1. Field of the Invention
The invention concerns asynchronous digital data transmission systems. The invention is more particularly concerned with a method of reducing the low-frequency component of the jitter in a timing signal reconstituted at the output of a digital data transmission system of the type comprising at its input a higher order multiplexer receiving at least one stream of digitized data organized into blocks and having a particular timing, said multiplexer sending each block of data in a digital multiplex to the output of the transmission system via a transmission channel subject a variable multiplexing delay.

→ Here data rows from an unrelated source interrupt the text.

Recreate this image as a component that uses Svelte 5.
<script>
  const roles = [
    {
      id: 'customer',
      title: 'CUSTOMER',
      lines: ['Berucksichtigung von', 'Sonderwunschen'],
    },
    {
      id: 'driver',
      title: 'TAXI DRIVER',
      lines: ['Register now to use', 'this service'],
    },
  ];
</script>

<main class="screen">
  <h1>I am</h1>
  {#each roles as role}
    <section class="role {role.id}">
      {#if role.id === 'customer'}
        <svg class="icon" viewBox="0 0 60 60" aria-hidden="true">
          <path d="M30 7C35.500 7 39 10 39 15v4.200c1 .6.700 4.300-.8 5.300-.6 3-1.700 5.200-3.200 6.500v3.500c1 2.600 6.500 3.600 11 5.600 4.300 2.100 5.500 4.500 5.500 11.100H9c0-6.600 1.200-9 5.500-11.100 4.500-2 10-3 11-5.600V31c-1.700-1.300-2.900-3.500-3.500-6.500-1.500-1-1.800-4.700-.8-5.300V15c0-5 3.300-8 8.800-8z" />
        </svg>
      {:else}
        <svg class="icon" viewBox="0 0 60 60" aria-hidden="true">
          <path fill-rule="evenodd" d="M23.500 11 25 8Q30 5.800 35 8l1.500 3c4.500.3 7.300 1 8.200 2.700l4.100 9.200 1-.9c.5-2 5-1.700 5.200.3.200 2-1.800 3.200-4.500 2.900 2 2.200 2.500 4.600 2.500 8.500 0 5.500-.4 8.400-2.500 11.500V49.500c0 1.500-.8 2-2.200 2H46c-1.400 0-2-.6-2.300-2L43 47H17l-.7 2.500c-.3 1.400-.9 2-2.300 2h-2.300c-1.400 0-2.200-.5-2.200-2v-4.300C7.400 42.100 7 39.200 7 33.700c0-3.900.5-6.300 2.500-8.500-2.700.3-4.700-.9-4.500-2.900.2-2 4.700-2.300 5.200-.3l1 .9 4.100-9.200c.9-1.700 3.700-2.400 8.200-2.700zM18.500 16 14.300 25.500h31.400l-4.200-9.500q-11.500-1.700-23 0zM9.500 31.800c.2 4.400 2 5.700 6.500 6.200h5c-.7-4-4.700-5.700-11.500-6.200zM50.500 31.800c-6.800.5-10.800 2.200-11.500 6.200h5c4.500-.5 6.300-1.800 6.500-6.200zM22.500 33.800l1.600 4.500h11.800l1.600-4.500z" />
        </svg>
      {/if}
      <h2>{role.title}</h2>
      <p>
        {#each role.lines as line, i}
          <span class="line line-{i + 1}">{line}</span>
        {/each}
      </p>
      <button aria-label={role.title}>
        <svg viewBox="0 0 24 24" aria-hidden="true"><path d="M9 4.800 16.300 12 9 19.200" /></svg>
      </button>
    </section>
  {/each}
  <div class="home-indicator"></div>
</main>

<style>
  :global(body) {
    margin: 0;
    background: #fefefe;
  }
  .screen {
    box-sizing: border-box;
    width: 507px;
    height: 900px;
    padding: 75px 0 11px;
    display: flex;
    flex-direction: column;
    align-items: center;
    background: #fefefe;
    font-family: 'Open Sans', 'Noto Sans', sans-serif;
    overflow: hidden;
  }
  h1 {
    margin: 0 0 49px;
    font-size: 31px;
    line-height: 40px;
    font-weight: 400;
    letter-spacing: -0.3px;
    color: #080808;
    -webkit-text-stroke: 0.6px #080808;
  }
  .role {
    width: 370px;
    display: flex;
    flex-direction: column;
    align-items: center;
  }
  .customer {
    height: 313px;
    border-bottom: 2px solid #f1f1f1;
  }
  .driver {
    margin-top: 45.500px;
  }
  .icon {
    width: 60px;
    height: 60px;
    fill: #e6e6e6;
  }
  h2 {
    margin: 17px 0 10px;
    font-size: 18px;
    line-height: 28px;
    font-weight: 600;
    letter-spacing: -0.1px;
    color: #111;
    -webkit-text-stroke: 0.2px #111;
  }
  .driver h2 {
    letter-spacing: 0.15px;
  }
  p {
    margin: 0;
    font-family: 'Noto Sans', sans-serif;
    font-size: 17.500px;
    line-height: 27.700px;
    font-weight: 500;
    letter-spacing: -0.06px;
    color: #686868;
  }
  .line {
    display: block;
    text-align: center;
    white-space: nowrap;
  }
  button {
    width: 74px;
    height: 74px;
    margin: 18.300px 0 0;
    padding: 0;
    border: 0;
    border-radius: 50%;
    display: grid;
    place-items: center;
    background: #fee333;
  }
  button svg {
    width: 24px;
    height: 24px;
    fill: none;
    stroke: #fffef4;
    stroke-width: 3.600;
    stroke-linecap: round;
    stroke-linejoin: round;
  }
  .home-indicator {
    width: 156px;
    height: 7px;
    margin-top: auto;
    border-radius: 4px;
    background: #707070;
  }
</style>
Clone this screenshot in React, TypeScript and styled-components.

2. Description of the Prior Art
A digital data transmission system including a higher order digital multiplexing equipment is known to create jitter in the timing signal reconstituted at the output of the transmission system. A transmission system of this kind enables changes between different standardized or non-standardized hierarchical orders to apply to diverse transmission media a digital multiplex signal having specific characteristics (throughput, level, signal waveform, etc. The (in practise) asynchronous data streams arriving in parallel at the multiplexing equipment are received in storage means of the multiplexing equipment to allow for their asynchronous nature. The digital multiplex constructed from the stored data is transmitted at successive periodic times at the multiplexing equipment output timing. At the transmission system output the digital multiplex is decoded by means for decoding the multiplexed data such as a demultiplexer, the decoding means reconstituting a timing signal used to extract the data from the multiplex on the basis of the times at which data appears. The reconstituted timing signal at the transmission system output is affected by jitter which is due to fluctuations in the multiplexing delay conditioned by phase relationships between the times of arrival of the data at the multiplexer input and the opportunities to send said data in the multiplex. The jitter affecting the reconstituted signal is more accentuated when multiplexing is carried out on blocks of data (packet multiplexing) rather than on binary units (bit by bit multiplexing). Taking the example of a packet multiplexer in which the packet input timing is close to a submultiple of the multiplexed packet output timing, the relative phase of the packet arrival times and the packet sending times is subject to long term slip because of the unfavorable timing ratio which produces one or more phase jumps in the reconstituted timing signal. This low-frequency component of the jitter causes errors in decoding the multiplex data such as incorrect routing of the demultiplexed data.
A known way to reduce the jitter is to choose a ratio between the relative timings of the input tributaries of a higher order multiplexer and the multiplex signal at the multiplexer output which is sufficiently complex to achieve high-frequency phase beating that is likely to be easier to filter. CCITT Recommendation G.742, for example, describes a method for multiplexing four 2 048 kbit/s channels into an 8 448 kbit/s multiplex. This multiplex uses a frame of 848 bits repeated approximately every 100.38 microseconds. Such ratios complicate the transmission system, however, imposing operating constraints and limiting its flexibility of use.
Reducing the jitter has also been attempted by increasing the effectiveness of the reconstituted timing signal filter using a phase-locked loop. These techniques increase the time to synchronize the transmission systems, however, because the synchronization time is conditioned by the time constant of the loop.
Procedures for using signals which tolerate a high level of jitter are known and complement the jitter reduction techniques in the digital data transmission systems previously mentioned. They are extremely complex and somewhat unreliable, however. Also, the low-frequency component of the jitter is still present. Consequently, an object of the present invention is to alleviate the drawbacks of the techniques described above.
Differing in this respect from the known techniques described above, the invention starts from the observation that it is preferable to attempt to reduce the jitter in the reconstituted timing signal by controlling the process which generates the jitter, in other words the higher order multiplexer. This is achieved by forcing the multiplexer to introduce an appropriate multiplexing delay so that the multiplexing delay variations compensate each other and the mean multiplexing delay is constant in the long term. This eliminates the low-frequency component of the jitter in the reconstituted signal at the transmission system output. This method is simple and inexpensive to implement.